The majority claims that plaintiff's statement to Wiswall [plaintiff's supervisor] that she needed justification presents a prima facie case that she complained of unlawful sex discrimination. This statement, however, was not a claim of discrimination at all, much less sex discrimination. As L'Oreal aptly points out, a manager's request for "adequate justification" from a superior could convey reservations about the wisdom or soundness of the superior's directive from a business standpoint - why seek the removal of a salesperson who (the manager believes) is doing a good job? Why needlessly risk antagonizing the important account employing the salesperson? The manager may simply be reluctant to carry out an unpleasant task directed at a person the manager personally likes or respects. Or perhaps she simply thinks the directive is unfair.

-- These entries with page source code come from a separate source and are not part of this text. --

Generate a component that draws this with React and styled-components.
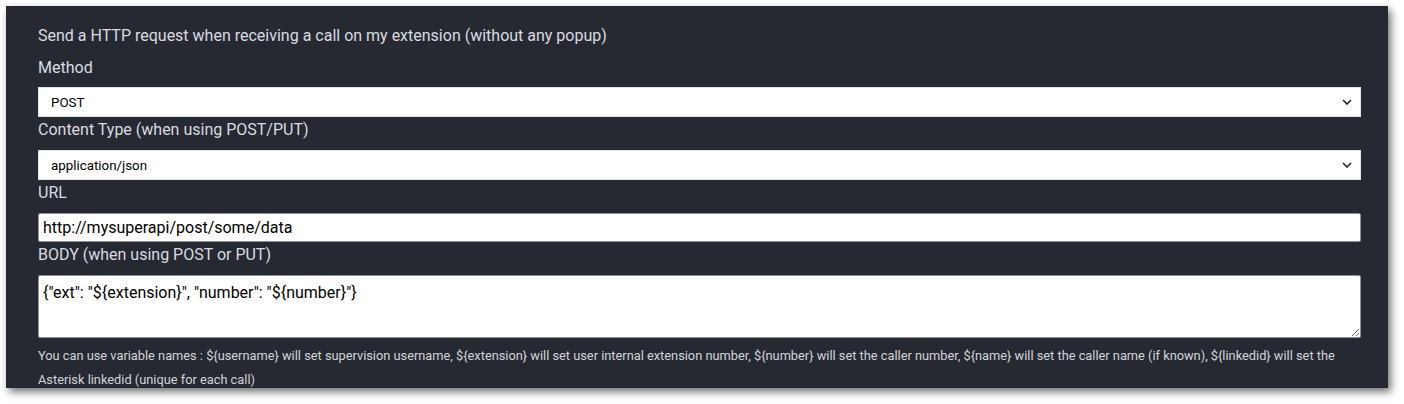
import React from 'react'
import styled, { createGlobalStyle } from 'styled-components'

const Global = createGlobalStyle`
  html, body { margin: 0; padding: 0; background: #ffffff; }
  body { font-family: Roboto, "Liberation Sans", Arial, sans-serif; }
`

const chevron =
  "url(\"data:image/svg+xml;utf8,<svg xmlns='http://www.w3.org/2000/svg' width='10' height='6' viewBox='0 0 10 6'><path d='M1 1l4 4 4-4' fill='none' stroke='%23222' stroke-width='1.6'/></svg>\")"

const Page = styled.div`
  padding: 6px 16px 16px 6px;
`

const Panel = styled.div`
  box-sizing: border-box;
  width: 1382px;
  height: 382px;
  overflow: hidden;
  background: #262932;
  color: #d9dbe0;
  padding: 20px 27px 0 32px;
  box-shadow: 3px 4px 8px rgba(0, 0, 0, 0.55);
`

const Title = styled.div`
  font-size: 16px;
  line-height: 20px;
  margin-bottom: 12px;
`

const Field = styled.div`
  display: flex;
  flex-direction: column;
  margin-bottom: 3px;
`

const Label = styled.label`
  font-size: 16px;
  line-height: 20px;
  margin-bottom: ${p => (p.$first ? '9px' : '10px')};
`

const Select = styled.select`
  box-sizing: border-box;
  width: 100%;
  height: 30px;
  font-family: Roboto, "Liberation Sans", Arial, sans-serif;
  font-size: 13.33px;
  color: #000;
  appearance: none;
  background: #fff ${chevron} no-repeat right 8px center;
  border: 1px solid #e3e3e3;
  border-radius: 0;
  padding: 0 24px 0 12px;
  outline: none;
`

const Input = styled.input`
  box-sizing: border-box;
  width: 100%;
  height: 29px;
  font-family: Roboto, "Liberation Sans", Arial, sans-serif;
  font-size: 16px;
  color: #000;
  background: #fff;
  border: 1px solid #8e9096;
  border-radius: 2px;
  padding: 0 4px;
  outline: none;
`

const TextArea = styled.textarea`
  box-sizing: border-box;
  width: 100%;
  height: 63px;
  font-family: Roboto, "Liberation Sans", Arial, sans-serif;
  font-size: 16px;
  line-height: 20px;
  color: #000;
  background: #fff;
  border: 1px solid #8e9096;
  border-radius: 2px;
  padding: 7px 4px;
  outline: none;
  resize: vertical;
  display: block;
`

const Help = styled.div`
  font-size: 12.8px;
  line-height: 24px;
  margin-top: 6px;
  color: #d2d4d9;
`

export default function App() {
  return (
    <>
      <Global />
      <Page>
        <Panel>
          <Title>Send a HTTP request when receiving a call on my extension (without any popup)</Title>
          <Field>
            <Label $first>Method</Label>
            <Select defaultValue="POST">
              <option>GET</option>
              <option>POST</option>
              <option>PUT</option>
            </Select>
          </Field>
          <Field>
            <Label>Content Type (when using POST/PUT)</Label>
            <Select defaultValue="application/json">
              <option>application/json</option>
              <option>application/x-www-form-urlencoded</option>
            </Select>
          </Field>
          <Field>
            <Label>URL</Label>
            <Input type="text" defaultValue="http://mysuperapi/post/some/data" />
          </Field>
          <Field>
            <Label>BODY (when using POST or PUT)</Label>
            <TextArea defaultValue={'{"ext": "${extension}", "number": "${number}"}'} />
          </Field>
          <Help>
            You can use variable names : {'${username}'} will set supervision username, {'${extension}'} will set user internal extension number, {'${number}'} will set the caller number, {'${name}'} will set the caller name (if known), {'${linkedid}'} will set the Asterisk linkedid (unique for each call)
          </Help>
        </Panel>
      </Page>
    </>
  )
}
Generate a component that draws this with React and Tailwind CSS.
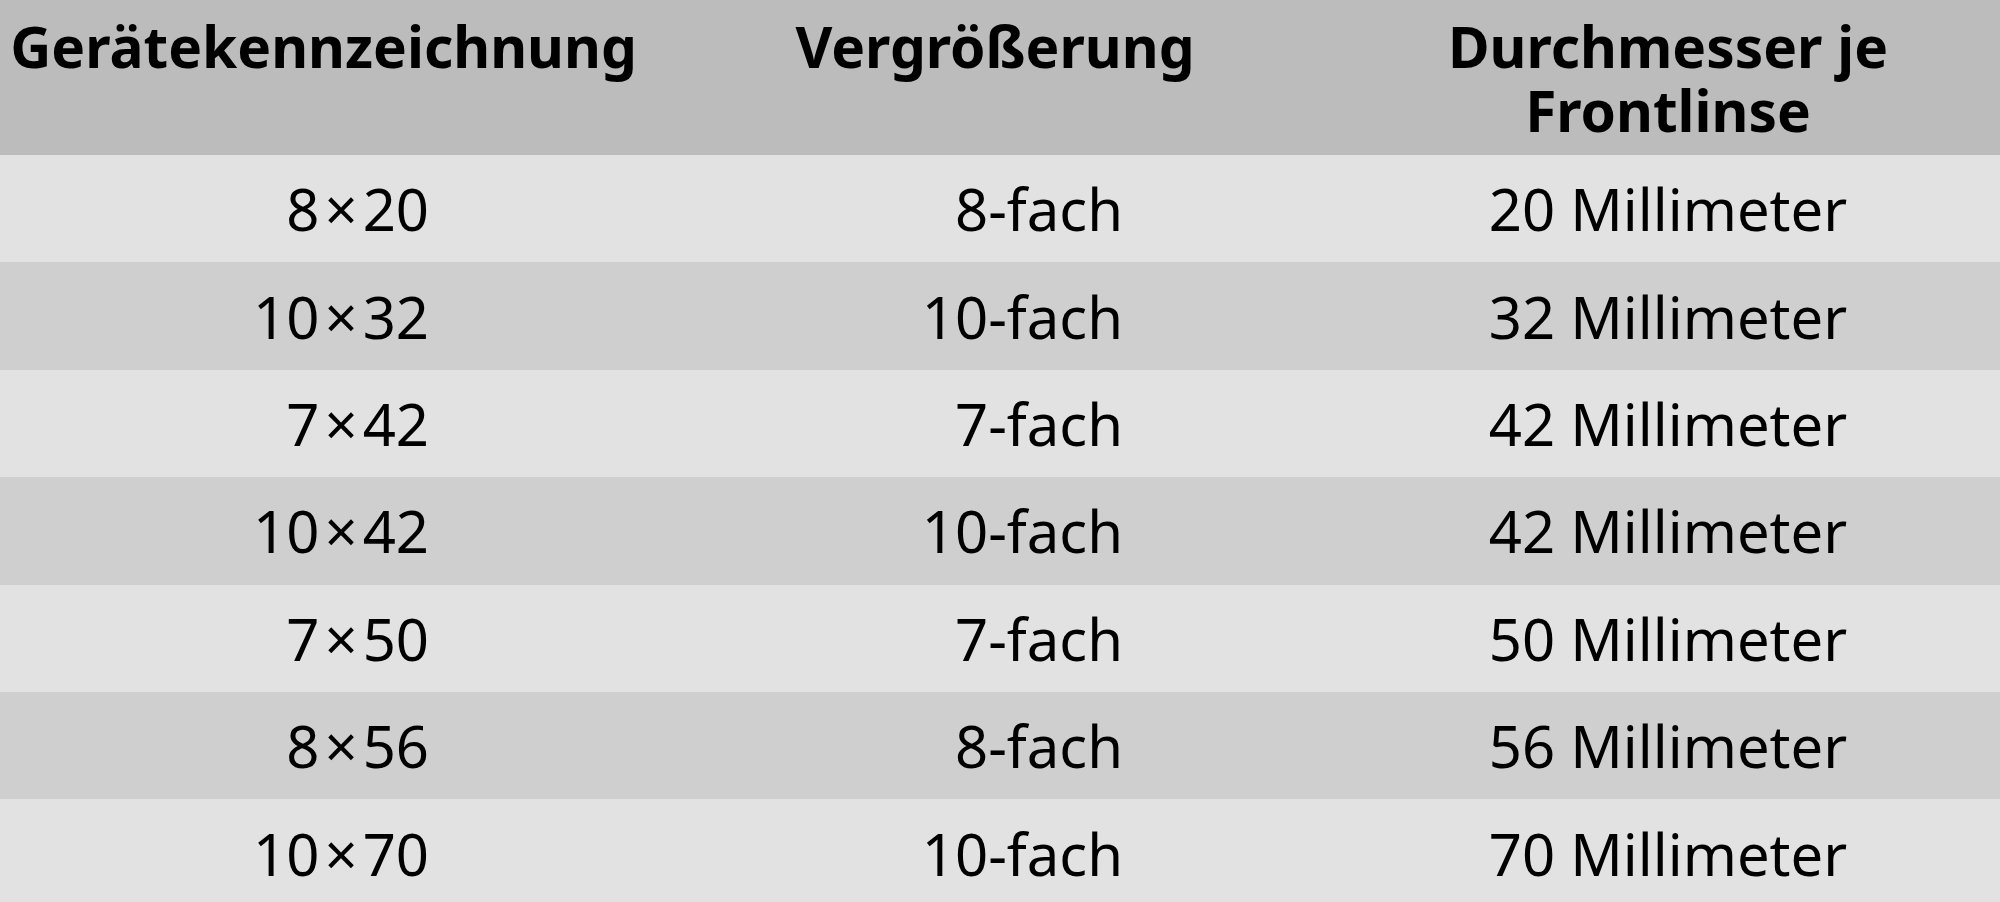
import React from "react";

const rows = [
  { a: "8", b: "20", zoom: "8-fach", lens: "20 Millimeter" },
  { a: "10", b: "32", zoom: "10-fach", lens: "32 Millimeter" },
  { a: "7", b: "42", zoom: "7-fach", lens: "42 Millimeter" },
  { a: "10", b: "42", zoom: "10-fach", lens: "42 Millimeter" },
  { a: "7", b: "50", zoom: "7-fach", lens: "50 Millimeter" },
  { a: "8", b: "56", zoom: "8-fach", lens: "56 Millimeter" },
  { a: "10", b: "70", zoom: "10-fach", lens: "70 Millimeter" },
];

export default function App() {
  return (
    <div className="w-[2000px] h-[902px] overflow-hidden bg-[#e2e2e2] text-black font-['Noto_Sans',sans-serif]">
      {/* Kopfzeile */}
      <div className="grid grid-cols-[647px_696px_657px] h-[155px] bg-[#bcbcbc] text-[56.8px] leading-[64px] font-bold">
        <div className="pt-[14px] text-center">Gerätekennzeichnung</div>
        <div className="pt-[14px] text-center">Vergrößerung</div>
        <div className="pt-[14px] pr-[7px] text-center">Durchmesser je<br />Frontlinse</div>
      </div>
      {rows.map((row, i) => (
        <div
          key={i}
          className={
            "grid grid-cols-[647px_696px_657px] h-[107.4px] items-center text-[58px] " +
            (i % 2 === 0 ? "bg-[#e2e2e2]" : "bg-[#cfcfcf]")
          }
        >
          <div className="text-right pr-[218px]">
            {row.a}<span className="mx-[5px]">×</span>{row.b}
          </div>
          <div className="text-right pr-[220px]">{row.zoom}</div>
          <div className="text-center pr-[7px]">{row.lens}</div>
        </div>
      ))}
    </div>
  );
}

All of these are very logical possibilities that have nothing to do with sex discrimination or discrimination of any kind. Indeed, plaintiff herself indicates in her declaration she believed the order was a bad business decision because the salesperson in question was a top performer - information that she also apparently kept to herself. Plaintiff's mere request for justification is even further removed from a complaint of discrimination than those found too vague in the cases cited above. She did not come close to making "an overt stand against suspected illegal discriminatory action." Nor did she even give Wiswall, or anyone within L'Oreal, "sufficient facts from which he could conclude that plaintiff's problem involved sex discrimination. At most, she "was contesting the correctness of a decision made by [her] employer," which is insufficient. (citations omitted)
Basically, employers now need to read employees' minds regarding whether an action they have taken is believed by the employee to be in violation of the law and if the employee does not specifically say that they believe the action is in violation of the law, the employer still needs to examine the employee's mannerisms to extrapolate whether the employee subjectively believes the employer violated the law. Justice Chin, again, makes a good point in his dissent: "It makes no sense to hold both that the conduct need not be unlawful and that the plaintiff need not complain of it."
The Court also clarified two other technical aspects of sexual harassment law: (1) the Court held that the proper standard for defining an adverse employment action is the "materiality" test, as opposed to the "deterrence" test; and (2) the "continuing violation" doctrine is applicable to retaliation claims and courts may consider the totality of circumstances (including violations that allegedly occurred outside of the statute of limitations period).
Yanowitz will have a dramatic effect on employers within California. Justice Chin appropriately concluded his dissent by stating: "The FEHA's purpose is to prevent discrimination, not to encourage employees to generate lawsuits quietly. The majority encourages the generation of stealth lawsuits but does nothing to further the purpose of the retaliation cause of action or the FEHA itself."